TAMちゃんと同じで人の飲んだ物の回し飲みとか、屋外で青空トイレが出来るようになった。始めた頃は離れたショップのトイレまで戻っていたから。あと男女混合雑魚寝。これって結構一般社会の女性は引くよぉ。
いいのか悪いのか、かなりワイルドになりました!


■ぶっ飛び主婦的立場からの意見

今ぶっ飛びをしてる人って、意外と昔はコンペ機に乗ってたり、XC証持っていたりって言う人が結構いると思うの。いろんな理由で今はぶっ飛びというフライトスタイルに落ち着いたとか、またバリバリ飛ぶために今は心や身体のリハビリ中で、心の中には野望の火がメラメラと燃えていたり。
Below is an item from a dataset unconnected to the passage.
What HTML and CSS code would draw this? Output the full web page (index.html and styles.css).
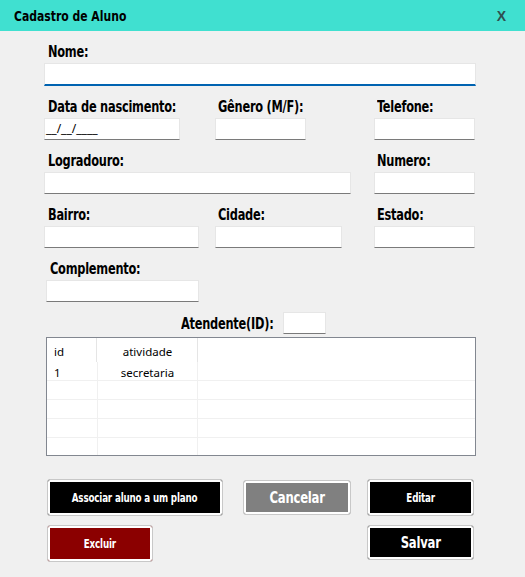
FILE: index.html
```html
<!DOCTYPE html>
<html lang="pt-BR">
<head>
<meta charset="utf-8">
<title>Cadastro de Aluno</title>
<link rel="stylesheet" href="styles.css">
</head>
<body>
<div class="window">
  <header class="titlebar">
    <span class="title"><span class="cond">Cadastro de Aluno</span></span>
    <span class="close">X</span>
  </header>

  <main class="form">
    <div class="row row-first">
      <div class="field w-nome">
        <label class="lbl"><span class="cond">Nome:</span></label>
        <div class="input input-focus"></div>
      </div>
    </div>

    <div class="row">
      <div class="field w-data">
        <label class="lbl"><span class="cond">Data de nascimento:</span></label>
        <div class="input"><span class="mask">__/__/____</span></div>
      </div>
      <div class="field w-genero ml-35">
        <label class="lbl lbl-3"><span class="cond">Gênero (M/F):</span></label>
        <div class="input"></div>
      </div>
      <div class="field w-side ml-68">
        <label class="lbl lbl-3"><span class="cond">Telefone:</span></label>
        <div class="input"></div>
      </div>
    </div>

    <div class="row">
      <div class="field w-logradouro">
        <label class="lbl"><span class="cond">Logradouro:</span></label>
        <div class="input"></div>
      </div>
      <div class="field w-side ml-23">
        <label class="lbl lbl-3"><span class="cond">Numero:</span></label>
        <div class="input"></div>
      </div>
    </div>

    <div class="row">
      <div class="field w-bairro">
        <label class="lbl"><span class="cond">Bairro:</span></label>
        <div class="input"></div>
      </div>
      <div class="field w-cidade ml-16">
        <label class="lbl lbl-3"><span class="cond">Cidade:</span></label>
        <div class="input"></div>
      </div>
      <div class="field w-side ml-32">
        <label class="lbl lbl-3"><span class="cond">Estado:</span></label>
        <div class="input"></div>
      </div>
    </div>

    <div class="row">
      <div class="field w-compl ml-2">
        <label class="lbl"><span class="cond">Complemento:</span></label>
        <div class="input"></div>
      </div>
    </div>

    <div class="row row-atendente">
      <label class="lbl-inline"><span class="cond">Atendente(ID):</span></label>
      <div class="input w-atendente"></div>
    </div>

    <div class="grid-table">
      <div class="tr thead">
        <div class="td c-id">id</div>
        <div class="td c-ativ">atividade</div>
        <div class="td c-rest"></div>
      </div>
      <div class="tr">
        <div class="td c-id">1</div>
        <div class="td c-ativ">secretaria</div>
        <div class="td c-rest"></div>
      </div>
      <div class="tr"><div class="td c-id"></div><div class="td c-ativ"></div><div class="td c-rest"></div></div>
      <div class="tr"><div class="td c-id"></div><div class="td c-ativ"></div><div class="td c-rest"></div></div>
      <div class="tr"><div class="td c-id"></div><div class="td c-ativ"></div><div class="td c-rest"></div></div>
      <div class="tr"><div class="td c-id"></div><div class="td c-ativ"></div><div class="td c-rest"></div></div>
    </div>

    <div class="buttons">
      <button class="btn btn-black btn-assoc"><span class="bcond">Associar aluno a um plano</span></button>
      <button class="btn btn-gray btn-big btn-cancel"><span class="bcond">Cancelar</span></button>
      <button class="btn btn-black btn-editar"><span class="bcond">Editar</span></button>
      <button class="btn btn-red btn-excluir"><span class="bcond">Excluir</span></button>
      <button class="btn btn-black btn-big btn-salvar"><span class="bcond">Salvar</span></button>
    </div>
  </main>
</div>
</body>
</html>
```

FILE: styles.css
```css
* { box-sizing: border-box; }

html, body {
  margin: 0;
  padding: 0;
}

body {
  width: 525px;
  height: 577px;
  overflow: hidden;
  background: #f0f0f0;
  font-family: "DejaVu Sans Condensed", "DejaVu Sans", sans-serif;
  color: #000;
}

.window {
  width: 525px;
  height: 577px;
}

.cond {
  display: inline-block;
  transform: scaleX(0.79);
  transform-origin: left center;
  white-space: nowrap;
}

.titlebar {
  height: 31px;
  background: #40e0d0;
  display: flex;
  align-items: center;
  justify-content: space-between;
  padding: 0 19px 0 14px;
}

.title {
  font-weight: bold;
  font-size: 14px;
  line-height: 17px;
  padding-top: 1px;
}

.title .cond { transform: scaleX(0.86); }

.close {
  font-family: "Liberation Sans", sans-serif;
  font-weight: bold;
  font-size: 14px;
  color: #2f4f4f;
  padding-top: 1px;
}

.form {
  padding: 12px 0 0 44px;
}

.row {
  display: flex;
  margin-top: 12px;
}

.row-first { margin-top: 0; }

.field {
  display: flex;
  flex-direction: column;
}

.lbl, .lbl-inline {
  display: block;
  height: 17px;
  line-height: 17px;
  font-weight: bold;
  font-size: 16px;
  letter-spacing: -0.3px;
  white-space: nowrap;
  padding-left: 4px;
  margin-bottom: 3px;
}

.lbl-3 { padding-left: 3px; }

.input {
  height: 22px;
  background: #fff;
  border: 1px solid #e6e6e6;
  border-bottom: 1px solid #7a7a7a;
  display: flex;
  align-items: center;
}

.input-focus {
  height: 23px;
  border-bottom: 2px solid #0063b1;
}

.mask {
  font-family: "Noto Sans", sans-serif;
  font-size: 12px;
  padding-left: 1px;
  line-height: 1;
}

.w-nome { width: 432px; }
.w-data { width: 136px; }
.w-genero { width: 91px; }
.w-side { width: 101px; }
.w-logradouro { width: 307px; }
.w-bairro { width: 155px; }
.w-cidade { width: 127px; }
.w-compl { width: 153px; }
.w-atendente { width: 43px; }

.ml-2 { margin-left: 2px; }
.ml-16 { margin-left: 16px; }
.ml-23 { margin-left: 23px; }
.ml-32 { margin-left: 32px; }
.ml-35 { margin-left: 35px; }
.ml-68 { margin-left: 68px; }

.row-atendente {
  margin-top: 10px;
  align-items: center;
  padding-left: 137px;
}

.lbl-inline {
  width: 102px;
  padding-left: 0;
  margin: 0;
}

.grid-table {
  margin: 3px 0 0 2px;
  width: 430px;
  height: 119px;
  border: 1px solid #828790;
  background: #fff;
  overflow: hidden;
  font-family: "Noto Sans", "Open Sans", sans-serif;
  font-size: 11.5px;
}

.tr {
  display: grid;
  grid-template-columns: 51px 100px 1fr;
  height: 19px;
  border-bottom: 1px solid #f0f0f0;
}

.tr.thead {
  height: 24px;
  border-bottom: none;
}

.td {
  display: flex;
  align-items: center;
  border-right: 1px solid #f0f0f0;
  white-space: nowrap;
}

.thead .td {
  border-right-color: #e5e5e5;
  padding-top: 2px;
}

.thead .c-id { width: 50px; }

.td.c-rest { border-right: none; }

.c-id { padding-left: 7px; }
.c-ativ { justify-content: center; }

.tr:nth-child(2) .td { padding-top: 2px; }

.buttons {
  display: grid;
  grid-template-columns: 176px 108px 107px;
  column-gap: 20px;
  row-gap: 9px;
  margin: 23px 0 0 3px;
  grid-template-rows: 37px 37px;
}

.btn {
  border: 1px solid #c8c8c8;
  border-radius: 3px;
  box-shadow: inset 0 0 0 2px #fff;
  color: #fff;
  font-family: "DejaVu Sans Condensed", "DejaVu Sans", sans-serif;
  font-weight: bold;
  font-size: 12px;
  letter-spacing: -0.2px;
  padding: 0;
  display: flex;
  align-items: center;
  justify-content: center;
  cursor: pointer;
}

.bcond {
  display: inline-block;
  white-space: nowrap;
  transform: scaleX(0.81);
  transform-origin: center center;
}

.btn-big { font-size: 16px; letter-spacing: -0.3px; }

.btn-black { background: #000; }
.btn-gray { background: #808080; }
.btn-red { background: #8b0000; }

.btn-assoc { grid-column: 1; grid-row: 1; }
.btn-cancel { grid-column: 2; grid-row: 1; height: 35px; align-self: center; }
.btn-editar { grid-column: 3; grid-row: 1; margin-left: -4px; width: 107px; }
.btn-excluir { grid-column: 1; grid-row: 2; width: 106px; }
.btn-salvar { grid-column: 3; grid-row: 2; height: 35px; margin-left: -4px; width: 107px; }
```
コンペ指向の人、クロカンにでる人、イントラになる人、アクロバットを目指している人、ぶっ飛んでいる人、共通点はみんなパラが好きだって言うこと。

ぶっ飛びはなかなか理解されなくて、いろいろ言われたりしてきたけど、最近は「今日はNAOちゃんコンディションだよ」と言われるようになった。(笑)
私は遠くの景色を見ながらぼーっとプカプカ飛びたいのよね。飛び続けてきて自分のフライトスタイルを見つけたんだからいいんじゃない?本人は充分楽しいから、かわいそうに思ってくれなくていいです。(笑)
自分の一番楽しいコンディションを知っているから、無理に出ないんです。だって、遊びでやってるんですよ。必要以上に怖い思いしてまでやることは無いと思う。いろんなスタイルがあっていいと思うのよね。楽しいパラライフを送れれば。

TAMちゃんとは木島の大会の時知りあったんだよね。TAMちゃんが2位で私が3位で。TAMちゃんはコンペ機に乗っていたし、日選にも出てるしはっきり物言うし、すごい人だなって思ってました。でも、将来こうして一緒にぶ主連を立ち上げるとは夢にも思いませんでした!(笑)

アクティブなTAMちゃん、AYAちゃんのおかげで今まで日陰の身だったぶっ飛び指向のフライヤーにも人権を獲得するチャンスがやってきた!って大袈裟かな。(笑)
今回ぶ主連発足で、自分以外にも結構ぶっ飛び指向のフライヤーがいたんだなと思いました。
肩身の狭い思いをすることはありません。私たちだって立派なフライヤーなんだー!今こそ立ち上がろう!?(笑)


■だんなに一言

ダンナは富士山単独担ぎ上げフライトもやってるし、海外フライトもしたし今私がパラで勝てるものは何もない。だけど、今日はこの景色を見てきたんだー!と言ったら「いつも見てるよ〜」じゃなくて、一緒に感動してクリ!